O som do chorar da Maria anuncia uma cor de uma aurora diferente, de uma coisa recém-nascida… Mas sou muito mais eu mesmo… Ah! Esse parto continuado que é a vida, que nos ensina da ambivalência de que tanto Freud falou. Sobrevivemos, mas não completamente.
Queria começar com mesura, com um poder novo nas mãos: o de arrancar alegria do cansaço, do exausto, da dor. Thiago de Mello disse que no caminho do amor ninguém se cansa, porque se aprende a olhar de frente o sol.
Parece tudo divertir Maria e tudo desperta nela alegria. Em todas as coisas vê motivo suficiente para sorrir. Mesmo depois de um longo dia de choro, cólica e desconforto, ela tem alegria. É que noturnos levamos a claridão.
Quanto tempo levamos para ter um sorriso peculiar, um brilho próprio no sorriso, daqueles que doeram muito para sair. Já nascemos com esse sorriso? Uma parteira disse-me que não, é preciso conquistá-lo. Ela mesma emendou, é preciso esperá-lo, não de ficar parado esperando. Às vezes, é assim mesmo, mas não é sempre esperar parado.
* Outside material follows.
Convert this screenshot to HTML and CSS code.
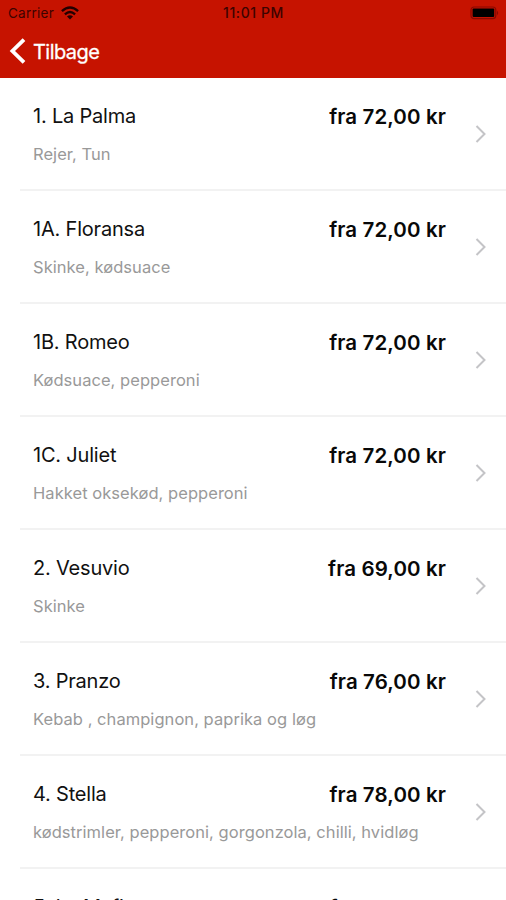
FILE: index.html
```html
<!DOCTYPE html>
<html lang="da">
<head>
<meta charset="utf-8">
<title>Menu</title>
<link rel="stylesheet" href="styles.css">
</head>
<body>
<div class="screen">
<header class="header">
  <div class="status">
    <div class="carrier"><span>Carrier</span>
      <svg class="wifi" width="18" height="14" viewBox="0 0 18 14"><g fill="none" stroke="#240000" stroke-width="2.3"><path d="M.9 5.2Q9-2.3 17.1 5.2"/><path d="M3.9 8.4Q9 3.7 14.1 8.4"/></g><path d="M6 10.6Q9 8 12 10.6L9 13.6Z" fill="#240000"/></svg>
    </div>
    <time class="time">11:01 PM</time>
    <svg class="battery" width="29" height="14" viewBox="0 0 29 14"><rect x="1" y="1" width="24.8" height="11.6" rx="3" fill="none" stroke="#8a0900" stroke-width="1.2"/><rect x="2.6" y="2.6" width="21.6" height="8.4" rx="1"/><path d="M27 4.8Q29.4 7 27 9.2Z" fill="#8a0900"/></svg>
  </div>
  <nav class="nav">
    <svg class="back" width="17" height="26" viewBox="0 0 17 26"><path d="M15 1.6 3.4 13 15 24.4" fill="none" stroke="#fff" stroke-width="3.8"/></svg>
    <span class="back-label">Tilbage</span>
  </nav>
</header>
<main class="list">
  <article class="row"><div class="line"><h2 class="name">1. La Palma</h2><span class="price">fra 72,00 kr</span></div><p class="desc">Rejer, Tun</p><svg class="chev" width="12" height="18" viewBox="0 0 12 18"><path d="M1.5 1 9.5 9 1.5 17"/></svg></article>
  <article class="row"><div class="line"><h2 class="name">1A. Floransa</h2><span class="price">fra 72,00 kr</span></div><p class="desc">Skinke, kødsuace</p><svg class="chev" width="12" height="18" viewBox="0 0 12 18"><path d="M1.5 1 9.5 9 1.5 17"/></svg></article>
  <article class="row"><div class="line"><h2 class="name">1B. Romeo</h2><span class="price">fra 72,00 kr</span></div><p class="desc">Kødsuace, pepperoni</p><svg class="chev" width="12" height="18" viewBox="0 0 12 18"><path d="M1.5 1 9.5 9 1.5 17"/></svg></article>
  <article class="row"><div class="line"><h2 class="name">1C. Juliet</h2><span class="price">fra 72,00 kr</span></div><p class="desc">Hakket oksekød, pepperoni</p><svg class="chev" width="12" height="18" viewBox="0 0 12 18"><path d="M1.5 1 9.5 9 1.5 17"/></svg></article>
  <article class="row"><div class="line"><h2 class="name">2. Vesuvio</h2><span class="price">fra 69,00 kr</span></div><p class="desc">Skinke</p><svg class="chev" width="12" height="18" viewBox="0 0 12 18"><path d="M1.5 1 9.5 9 1.5 17"/></svg></article>
  <article class="row"><div class="line"><h2 class="name">3. Pranzo</h2><span class="price">fra 76,00 kr</span></div><p class="desc">Kebab , champignon, paprika og løg</p><svg class="chev" width="12" height="18" viewBox="0 0 12 18"><path d="M1.5 1 9.5 9 1.5 17"/></svg></article>
  <article class="row"><div class="line"><h2 class="name">4. Stella</h2><span class="price">fra 78,00 kr</span></div><p class="desc">kødstrimler, pepperoni, gorgonzola, chilli, hvidløg</p><svg class="chev" width="12" height="18" viewBox="0 0 12 18"><path d="M1.5 1 9.5 9 1.5 17"/></svg></article>
  <article class="row"><div class="line"><h2 class="name">5. La Mafia</h2><span class="price">fra 78,00 kr</span></div></article>
</main>
</div>
</body>
</html>
```
FILE: styles.css
```css
* { box-sizing: border-box; }
body { margin: 0; font-family: Inter, "Liberation Sans", sans-serif; background: #fff; }
.screen { height: 900px; overflow: hidden; }
.header { height: 78px; background: #c61300; }
.status { height: 26px; padding: 0 7px 0 8px; display: grid; grid-template-columns: 1fr auto 1fr; align-items: center; color: #3d0300; font-size: 13.5px; line-height: 26px; }
.carrier { display: flex; align-items: center; gap: 7px; letter-spacing: .25px; }
.time { font-weight: 500; font-size: 14px; letter-spacing: .6px; }
.battery { justify-self: end; }
.nav { display: flex; align-items: center; height: 50px; padding-left: 9px; gap: 7px; }
.back-label { color: #fff; font-size: 20px; line-height: 24px; letter-spacing: -.55px; padding-top: 1px; -webkit-text-stroke: .3px #fff; }
.row { position: relative; height: 112.95px; margin-left: 20px; padding: 25.3px 60px 0 13px; border-bottom: 2px solid #f2f2f2; }
.row:first-child { height: 113.2px; }
.line { display: flex; justify-content: space-between; height: 26px; line-height: 26px; }
.name { margin: 0; font-weight: 400; font-size: 20px; letter-spacing: -.2px; color: #111; }
.price { font-weight: 600; font-size: 20.5px; letter-spacing: .12px; padding-top: 1px; color: #080808; white-space: nowrap; }
.desc { margin: 13px 0 0; font-size: 16.5px; line-height: 25px; letter-spacing: .05px; color: #999; white-space: nowrap; }
.chev { position: absolute; right: 19px; top: 47px; fill: none; stroke: #c4c4c7; stroke-width: 2; }
```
De algum jeito precisa do tempo, do tempo que nos ensina que estamos errados, certos, que não sabíamos, de que nem tudo fica, e que fica também. A vida faz rodeios para nos dar as coisas. Falo de uma sabedoria da espera, não sei quem já falou sobre isso, mas, com certeza, já falaram.
Guimarães Rosa disse que o que a gente tem que aprender é, a cada instante, afinar-se como uma linhazinha, para saber passar no furo de agulha que cada momento exige. Ah! Maria já sabe disso, sem saber, recém-nascida – como eu.
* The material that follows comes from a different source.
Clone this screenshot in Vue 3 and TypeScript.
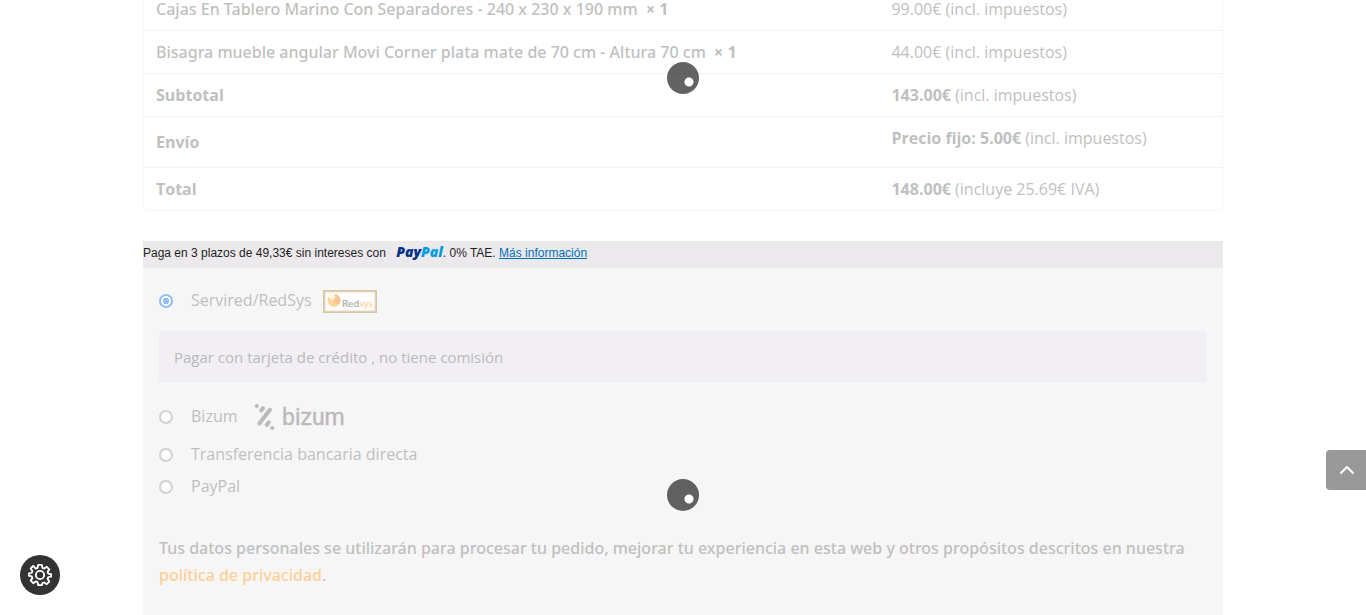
<script setup lang="ts">
import { ref } from 'vue'

interface OrderLine {
  name: string
  quantity: number
  price: string
}

const lines: OrderLine[] = [
  { name: 'Cajas En Tablero Marino Con Separadores - 240 x 230 x 190 mm', quantity: 1, price: '99.00€' },
  { name: 'Bisagra mueble angular Movi Corner plata mate de 70 cm - Altura 70 cm', quantity: 1, price: '44.00€' },
]

const method = ref('redsys')
</script>

<template>
  <main class="checkout">
    <section class="review">
      <table class="order">
        <tbody>
          <tr v-for="line in lines" :key="line.name">
            <td class="product">{{ line.name }}&nbsp; <strong>× {{ line.quantity }}</strong></td>
            <td>{{ line.price }} (incl. impuestos)</td>
          </tr>
          <tr>
            <th scope="row">Subtotal</th>
            <td><strong>143.00€</strong> (incl. impuestos)</td>
          </tr>
          <tr class="shipping">
            <th scope="row">Envío</th>
            <td><strong>Precio fijo: 5.00€</strong> (incl. impuestos)</td>
          </tr>
          <tr>
            <th scope="row">Total</th>
            <td><strong>148.00€</strong> (incluye 25.69€ IVA)</td>
          </tr>
        </tbody>
      </table>
      <div class="spinner review-spinner"></div>
    </section>

    <section class="payment">
      <p class="installments">
        Paga en 3 plazos de 49,33€ sin intereses con
        <span class="paypal"><span class="pay">Pay</span><span class="pal">Pal</span></span>. 0% TAE.
        <a href="#">Más información</a>
      </p>

      <div class="methods">
        <div class="method tall">
          <input id="redsys" v-model="method" type="radio" name="method" value="redsys" />
          <label for="redsys">
            Servired/RedSys
            <svg class="redsys-logo" width="54" height="23" viewBox="0 0 54 23" role="img" aria-label="Redsys">
              <rect x="1" y="1" width="52" height="21" fill="#fff" stroke="#cfc8ae" stroke-width="2" />
              <rect x="2" y="2" width="50" height="19" fill="none" stroke="#fbd6b8" />
              <circle cx="11" cy="10.500" r="6.500" fill="#fdd49a" />
              <path d="M11 4A6.500 6.500 0 0 1 17 13C15 15 10 14 11.500 10.500C13 8 12.500 6 11 4Z" fill="#fcc391" />
              <path d="M6 3L10.500 3.500C13 6 12 9.500 9 9.500C7 9.500 5.500 8 6 3Z" fill="#fff7e8" />
              <text x="19" y="17" class="redsys-text" fill="#b2b2b2">Red<tspan fill="#fbd79f">sys</tspan></text>
            </svg>
          </label>
        </div>
        <p class="description">Pagar con tarjeta de crédito , no tiene comisión</p>
        <div class="method tall">
          <input id="bizum" v-model="method" type="radio" name="method" value="bizum" />
          <label for="bizum">
            Bizum
            <svg class="bizum-logo" width="94" height="34" viewBox="0 -3 94 34" role="img" aria-label="bizum">
              <g stroke="#bababa" stroke-width="4" stroke-linecap="round">
                <path d="M2.800 4h.01M7.300 8.300L9 6M5.500 21.300L16 7.800M12.700 23L14.700 20.300M18.300 26h.01" />
              </g>
              <text x="28" y="23" class="bizum-text" fill="#bababa" stroke="#bababa">bizum</text>
            </svg>
          </label>
        </div>
        <div class="method">
          <input id="transfer" v-model="method" type="radio" name="method" value="transfer" />
          <label for="transfer">Transferencia bancaria directa</label>
        </div>
        <div class="method">
          <input id="paypal" v-model="method" type="radio" name="method" value="paypal" />
          <label for="paypal">PayPal</label>
        </div>
        <p class="privacy">
          Tus datos personales se utilizarán para procesar tu pedido, mejorar tu experiencia en esta web y otros
          propósitos descritos en nuestra <a href="#">política de privacidad</a>.
        </p>
      </div>
      <div class="spinner payment-spinner"></div>
    </section>
  </main>

  <button class="to-top" type="button" aria-label="Volver arriba">
    <svg width="16" height="10" viewBox="0 0 16 10" fill="none" stroke="#fff" stroke-width="2" stroke-linecap="round" stroke-linejoin="round">
      <path d="M2 8L8 2L14 8" />
    </svg>
  </button>
  <button class="settings" type="button" aria-label="Configuración">
    <svg width="24" height="24" viewBox="0 0 26 26" fill="none" stroke="#fff" stroke-width="2" stroke-linejoin="round">
      <path d="M11 2h4l.6 3.200 2 .8 2.700-1.900 2.800 2.800-1.900 2.700.8 2 3 .6v2.600l-3 .6-.8 2 1.900 2.700-2.800 2.800-2.700-1.900-2 .8L15 24h-4l-.6-3.200-2-.8-2.700 1.900-2.800-2.800 1.900-2.700-.8-2-3-.6v-2.600l3-.6.8-2-1.900-2.700 2.800-2.800L8.400 6l2-.8z" />
      <circle cx="13" cy="13" r="4.500" />
    </svg>
  </button>
</template>

<style>
body {
  margin: 0;
  background: #fff;
}
</style>

<style scoped>
.checkout {
  display: flex;
  flex-direction: column;
  gap: 30px;
  box-sizing: border-box;
  width: calc(100% - 40px);
  max-width: 1080px;
  min-height: calc(100vh + 13px);
  margin: -13px auto 0;
  font: 16px/27px 'Open Sans', sans-serif;
  color: #bfbfbf;
}

.review,
.payment {
  position: relative;
}

.order {
  width: 100%;
  border: 1px solid #f6f6f6;
  border-top: 0;
  border-radius: 5px;
  border-spacing: 0;
  table-layout: fixed;
}

.order th,
.order td {
  padding: 8px 12px 7px;
  border-top: 1px solid #f3f3f3;
  text-align: left;
}

.order th:first-child,
.order td:first-child {
  width: 66%;
}

.order th,
.order strong {
  font-family: 'Open Sans', sans-serif;
  font-weight: 700;
}

.order .product {
  font-family: 'Noto Sans', 'Open Sans', sans-serif;
  font-weight: 500;
}

.shipping td {
  padding-bottom: 15px;
}

.spinner {
  position: absolute;
  left: 50%;
  width: 32px;
  height: 32px;
  margin-left: -16px;
  border-radius: 50%;
  background: radial-gradient(circle at 22px 20px, #fff 4px, rgba(0, 0, 0, 0.61) 5px);
}

.review-spinner {
  top: 75px;
}

.payment-spinner {
  top: 238px;
}

.payment {
  flex: 1;
  background: #f6f6f6;
}

.installments {
  margin: 0;
  padding-bottom: 3px;
  background: #ebe9ec;
  font: 12px/24px 'Liberation Sans', Arial, sans-serif;
  color: #1f1f1f;
}

.installments a {
  color: #0070ba;
}

.paypal {
  margin-left: 7px;
  font: italic 800 14px/14px 'Open Sans', sans-serif;
}

.pay {
  color: #003087;
}

.pal {
  color: #009cde;
}

.methods {
  padding: 10px 16px 27px;
}

.method {
  display: flex;
  align-items: center;
  gap: 18px;
  height: 32px;
}

.method.tall {
  height: 44px;
}

.method input {
  appearance: none;
  box-sizing: border-box;
  width: 14px;
  height: 14px;
  margin: 2px 0 0;
  border: 2px solid #d0d0d5;
  border-radius: 50%;
  background: #fff;
}

.method input:checked {
  border-color: #94bdf5;
  background: radial-gradient(circle, #94bdf5 3px, #fff 3px);
}

.method label {
  display: flex;
  align-items: center;
  gap: 11px;
}

.redsys-logo {
  margin-top: 3px;
}

.redsys-text {
  font: 700 10px Lato, sans-serif;
}

.bizum-logo {
  margin-left: 5px;
}

.bizum-text {
  font: 400 23px Roboto, sans-serif;
  stroke-width: 0.4px;
}

.description {
  margin: 9px 0 11px;
  padding: 13px 15px 12px;
  border-radius: 2px;
  background: #f1eff4;
  font-size: 15px;
  color: #b9b9b9;
}

.privacy {
  margin: 33px 0 0;
  font-family: 'Noto Sans', 'Open Sans', sans-serif;
  font-weight: 500;
}

.privacy a {
  color: #ffcf98;
  text-decoration: none;
}

.to-top,
.settings {
  position: fixed;
  display: flex;
  align-items: center;
  justify-content: center;
  width: 40px;
  height: 40px;
  padding: 0;
  border: 0;
}

.to-top {
  right: 0;
  bottom: 125px;
  padding-left: 2px;
  border-radius: 4px 0 0 4px;
  background: #999;
}

.settings {
  bottom: 20px;
  left: 20px;
  border-radius: 50%;
  background: #333;
}
</style>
Devemos entender que o que é nosso para sempre é aquilo que damos. Em nós está o que suja e o que lava, o que dói e o que abranda. E o poeta já disse que tocando a noite a gente sente a manhã.
Viver é uma alegria doída. Foi esquecido que amar também é uma dor. Na proa da canoa, eu não deixo de sentir a poeira da estrada. No sorriso da Maria, não deixo de experimentar o seu desconforto, porque o sorriso nunca é só um sorriso. O gosto de viver vem com o saber do desgosto. Tudo isso é funduras!
E para aqueles que acham que a alegria, a paz, ou qualquer outro sentimento é puro (não achei essa palavra na vida) … como se a alegria fosse só alegria, o amor fosse só o amor, como se fosse possível sorrir, profundamente, só de alegria … Bom parto!